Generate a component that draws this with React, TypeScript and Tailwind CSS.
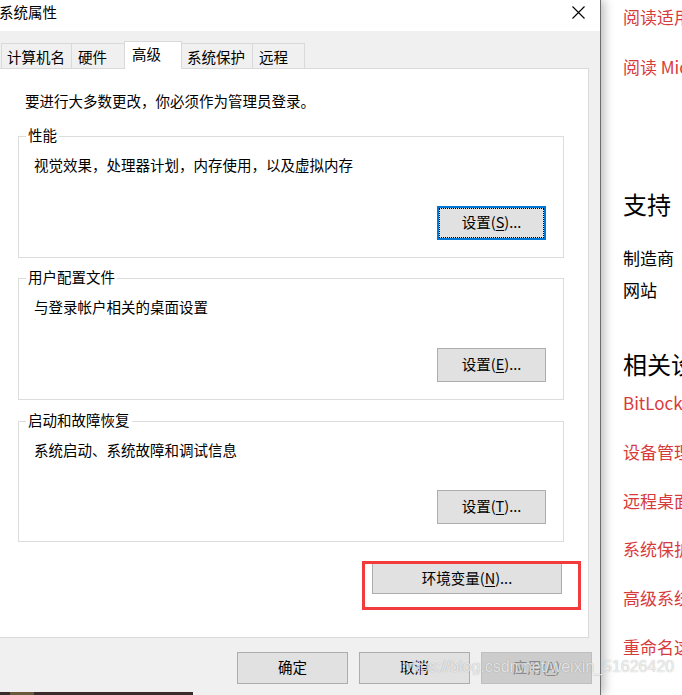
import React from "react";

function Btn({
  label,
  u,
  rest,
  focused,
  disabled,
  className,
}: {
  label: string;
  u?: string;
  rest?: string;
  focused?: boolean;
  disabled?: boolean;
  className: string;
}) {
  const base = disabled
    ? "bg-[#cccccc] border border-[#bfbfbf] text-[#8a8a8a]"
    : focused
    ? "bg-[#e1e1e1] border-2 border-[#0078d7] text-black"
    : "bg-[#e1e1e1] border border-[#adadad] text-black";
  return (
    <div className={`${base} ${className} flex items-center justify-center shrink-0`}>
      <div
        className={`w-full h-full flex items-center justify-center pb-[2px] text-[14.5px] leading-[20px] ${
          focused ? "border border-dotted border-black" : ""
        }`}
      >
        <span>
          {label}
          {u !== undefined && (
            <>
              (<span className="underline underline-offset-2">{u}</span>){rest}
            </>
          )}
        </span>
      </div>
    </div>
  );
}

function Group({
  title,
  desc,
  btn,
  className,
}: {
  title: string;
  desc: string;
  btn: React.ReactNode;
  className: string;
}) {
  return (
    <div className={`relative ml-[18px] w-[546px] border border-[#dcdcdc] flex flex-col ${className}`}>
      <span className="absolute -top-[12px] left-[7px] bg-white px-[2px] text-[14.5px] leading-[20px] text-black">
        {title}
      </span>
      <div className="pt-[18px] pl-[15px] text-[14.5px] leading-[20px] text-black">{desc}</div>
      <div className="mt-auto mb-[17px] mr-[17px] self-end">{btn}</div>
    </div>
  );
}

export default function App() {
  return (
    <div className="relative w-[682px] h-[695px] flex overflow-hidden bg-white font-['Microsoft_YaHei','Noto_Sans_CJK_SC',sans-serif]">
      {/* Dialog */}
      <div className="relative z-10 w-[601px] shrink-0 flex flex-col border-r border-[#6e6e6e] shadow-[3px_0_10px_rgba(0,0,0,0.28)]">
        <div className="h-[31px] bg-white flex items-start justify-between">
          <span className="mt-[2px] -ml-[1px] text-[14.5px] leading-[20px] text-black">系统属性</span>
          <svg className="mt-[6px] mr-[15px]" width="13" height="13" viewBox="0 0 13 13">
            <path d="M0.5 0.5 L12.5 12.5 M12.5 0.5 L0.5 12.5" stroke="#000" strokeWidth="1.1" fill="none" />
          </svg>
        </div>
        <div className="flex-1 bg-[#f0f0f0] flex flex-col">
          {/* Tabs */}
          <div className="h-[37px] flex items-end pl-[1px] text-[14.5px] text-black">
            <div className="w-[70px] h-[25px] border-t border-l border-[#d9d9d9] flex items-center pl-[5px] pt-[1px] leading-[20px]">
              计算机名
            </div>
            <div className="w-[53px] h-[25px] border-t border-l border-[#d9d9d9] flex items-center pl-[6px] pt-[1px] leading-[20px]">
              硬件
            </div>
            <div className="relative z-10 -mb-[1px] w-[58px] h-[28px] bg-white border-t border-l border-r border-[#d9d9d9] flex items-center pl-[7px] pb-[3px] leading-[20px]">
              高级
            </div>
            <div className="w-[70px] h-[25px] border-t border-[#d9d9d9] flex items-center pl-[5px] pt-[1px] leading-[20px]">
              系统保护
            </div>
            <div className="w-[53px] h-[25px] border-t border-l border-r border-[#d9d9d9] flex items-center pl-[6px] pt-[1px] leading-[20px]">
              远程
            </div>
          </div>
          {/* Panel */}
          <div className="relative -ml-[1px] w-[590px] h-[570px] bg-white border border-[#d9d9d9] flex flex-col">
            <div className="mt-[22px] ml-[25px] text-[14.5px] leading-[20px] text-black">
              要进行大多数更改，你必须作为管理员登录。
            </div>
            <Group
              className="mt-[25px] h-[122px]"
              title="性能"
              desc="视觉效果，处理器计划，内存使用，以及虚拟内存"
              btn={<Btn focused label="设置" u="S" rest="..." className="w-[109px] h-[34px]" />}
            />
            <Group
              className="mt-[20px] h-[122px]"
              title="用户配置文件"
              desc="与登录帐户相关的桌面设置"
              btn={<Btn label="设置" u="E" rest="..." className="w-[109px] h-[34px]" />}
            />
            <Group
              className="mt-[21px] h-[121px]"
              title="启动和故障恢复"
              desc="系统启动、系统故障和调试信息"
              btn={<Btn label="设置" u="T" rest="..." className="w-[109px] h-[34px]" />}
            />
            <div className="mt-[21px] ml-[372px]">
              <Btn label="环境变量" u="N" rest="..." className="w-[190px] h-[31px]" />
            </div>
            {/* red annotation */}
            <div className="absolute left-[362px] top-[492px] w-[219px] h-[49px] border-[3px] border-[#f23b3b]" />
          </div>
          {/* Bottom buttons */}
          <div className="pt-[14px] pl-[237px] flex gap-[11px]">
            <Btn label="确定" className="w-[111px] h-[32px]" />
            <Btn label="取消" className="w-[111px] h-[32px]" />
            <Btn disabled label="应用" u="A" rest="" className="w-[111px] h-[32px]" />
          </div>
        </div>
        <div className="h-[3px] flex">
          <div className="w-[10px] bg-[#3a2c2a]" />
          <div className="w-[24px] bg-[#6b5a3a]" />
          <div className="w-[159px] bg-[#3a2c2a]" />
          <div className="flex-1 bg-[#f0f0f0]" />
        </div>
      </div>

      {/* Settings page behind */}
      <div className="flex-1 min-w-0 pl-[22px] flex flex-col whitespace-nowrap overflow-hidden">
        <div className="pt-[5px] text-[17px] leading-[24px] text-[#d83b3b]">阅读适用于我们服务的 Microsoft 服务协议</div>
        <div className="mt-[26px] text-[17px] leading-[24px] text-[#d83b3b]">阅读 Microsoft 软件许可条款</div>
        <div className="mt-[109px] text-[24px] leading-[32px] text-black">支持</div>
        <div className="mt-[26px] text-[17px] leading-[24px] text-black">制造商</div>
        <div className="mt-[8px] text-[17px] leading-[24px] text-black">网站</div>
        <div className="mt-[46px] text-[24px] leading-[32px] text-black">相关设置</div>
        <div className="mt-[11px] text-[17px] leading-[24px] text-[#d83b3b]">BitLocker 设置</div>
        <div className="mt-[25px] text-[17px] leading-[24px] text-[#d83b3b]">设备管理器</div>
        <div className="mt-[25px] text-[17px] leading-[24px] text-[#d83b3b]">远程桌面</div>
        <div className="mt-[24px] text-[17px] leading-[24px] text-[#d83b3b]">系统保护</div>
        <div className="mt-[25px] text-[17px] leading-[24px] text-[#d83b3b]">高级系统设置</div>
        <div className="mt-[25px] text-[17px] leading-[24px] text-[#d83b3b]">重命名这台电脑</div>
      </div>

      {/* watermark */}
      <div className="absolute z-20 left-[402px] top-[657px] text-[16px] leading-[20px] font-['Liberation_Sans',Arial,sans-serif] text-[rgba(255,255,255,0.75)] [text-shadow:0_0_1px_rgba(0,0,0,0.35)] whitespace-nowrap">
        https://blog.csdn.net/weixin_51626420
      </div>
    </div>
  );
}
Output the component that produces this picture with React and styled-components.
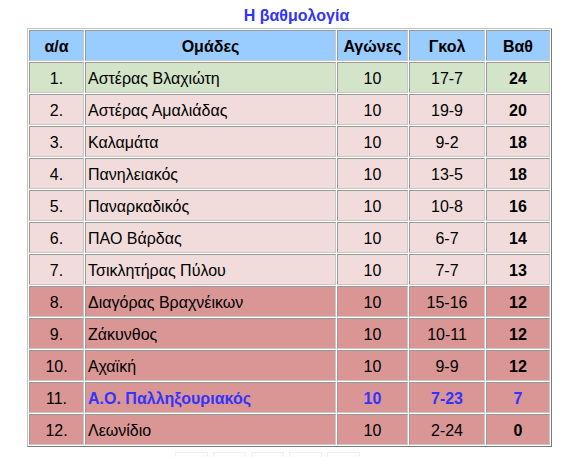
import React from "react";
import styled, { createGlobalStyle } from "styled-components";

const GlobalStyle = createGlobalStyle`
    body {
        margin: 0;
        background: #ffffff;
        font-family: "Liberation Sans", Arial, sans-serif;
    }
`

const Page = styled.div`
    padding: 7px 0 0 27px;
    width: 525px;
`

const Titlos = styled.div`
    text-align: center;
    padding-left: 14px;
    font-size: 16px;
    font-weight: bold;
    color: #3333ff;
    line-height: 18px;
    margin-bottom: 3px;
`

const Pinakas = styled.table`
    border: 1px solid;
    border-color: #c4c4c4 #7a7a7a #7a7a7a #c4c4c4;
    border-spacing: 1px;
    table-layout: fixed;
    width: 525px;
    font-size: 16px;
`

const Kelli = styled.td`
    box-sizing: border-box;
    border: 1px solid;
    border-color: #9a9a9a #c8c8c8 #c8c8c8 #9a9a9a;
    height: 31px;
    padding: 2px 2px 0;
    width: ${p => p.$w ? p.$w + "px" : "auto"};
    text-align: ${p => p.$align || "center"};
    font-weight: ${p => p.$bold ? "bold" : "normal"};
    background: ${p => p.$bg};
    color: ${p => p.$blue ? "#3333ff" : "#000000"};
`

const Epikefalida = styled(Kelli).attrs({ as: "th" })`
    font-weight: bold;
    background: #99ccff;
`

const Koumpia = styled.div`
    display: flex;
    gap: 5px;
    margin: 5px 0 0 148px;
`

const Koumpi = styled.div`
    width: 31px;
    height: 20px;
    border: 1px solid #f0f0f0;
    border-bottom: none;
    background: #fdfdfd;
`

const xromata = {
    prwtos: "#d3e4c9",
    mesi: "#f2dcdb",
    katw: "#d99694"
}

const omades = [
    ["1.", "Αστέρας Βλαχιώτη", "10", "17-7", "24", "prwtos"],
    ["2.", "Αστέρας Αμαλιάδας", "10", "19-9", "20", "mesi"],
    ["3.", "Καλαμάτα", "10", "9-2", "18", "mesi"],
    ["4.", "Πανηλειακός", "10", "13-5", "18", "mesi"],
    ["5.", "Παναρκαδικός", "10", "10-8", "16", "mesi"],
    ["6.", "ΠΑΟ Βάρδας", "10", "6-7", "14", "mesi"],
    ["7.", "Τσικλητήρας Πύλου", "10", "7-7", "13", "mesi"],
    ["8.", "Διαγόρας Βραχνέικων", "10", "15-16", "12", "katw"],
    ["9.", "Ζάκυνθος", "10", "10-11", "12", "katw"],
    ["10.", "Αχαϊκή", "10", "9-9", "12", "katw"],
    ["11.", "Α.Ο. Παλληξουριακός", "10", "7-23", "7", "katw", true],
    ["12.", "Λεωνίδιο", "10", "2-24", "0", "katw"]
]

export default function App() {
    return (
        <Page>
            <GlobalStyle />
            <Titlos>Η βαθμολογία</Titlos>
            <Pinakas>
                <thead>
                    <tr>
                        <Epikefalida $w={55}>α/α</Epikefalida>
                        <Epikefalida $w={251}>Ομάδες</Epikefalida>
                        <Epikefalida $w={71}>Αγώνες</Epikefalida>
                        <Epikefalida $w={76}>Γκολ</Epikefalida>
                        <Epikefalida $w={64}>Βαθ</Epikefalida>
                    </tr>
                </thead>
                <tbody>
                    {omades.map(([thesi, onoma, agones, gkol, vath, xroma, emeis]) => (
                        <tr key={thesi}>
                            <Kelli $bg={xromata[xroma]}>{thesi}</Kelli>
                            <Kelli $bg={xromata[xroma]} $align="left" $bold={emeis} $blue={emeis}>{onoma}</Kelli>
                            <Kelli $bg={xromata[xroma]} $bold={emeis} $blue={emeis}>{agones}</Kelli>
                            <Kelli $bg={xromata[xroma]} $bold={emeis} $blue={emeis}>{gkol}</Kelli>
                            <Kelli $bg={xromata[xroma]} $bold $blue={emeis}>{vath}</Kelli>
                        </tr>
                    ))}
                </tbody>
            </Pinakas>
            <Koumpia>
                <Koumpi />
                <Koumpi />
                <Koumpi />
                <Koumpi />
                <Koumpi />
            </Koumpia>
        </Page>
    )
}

..........

PROBLEM DETAILS — Which lines above contain "that"? Show each of them.

THE OUTPUT —
Generate a component that draws this with React, TypeScript and Tailwind CSS.
Output the component that produces this picture with React and styled-components.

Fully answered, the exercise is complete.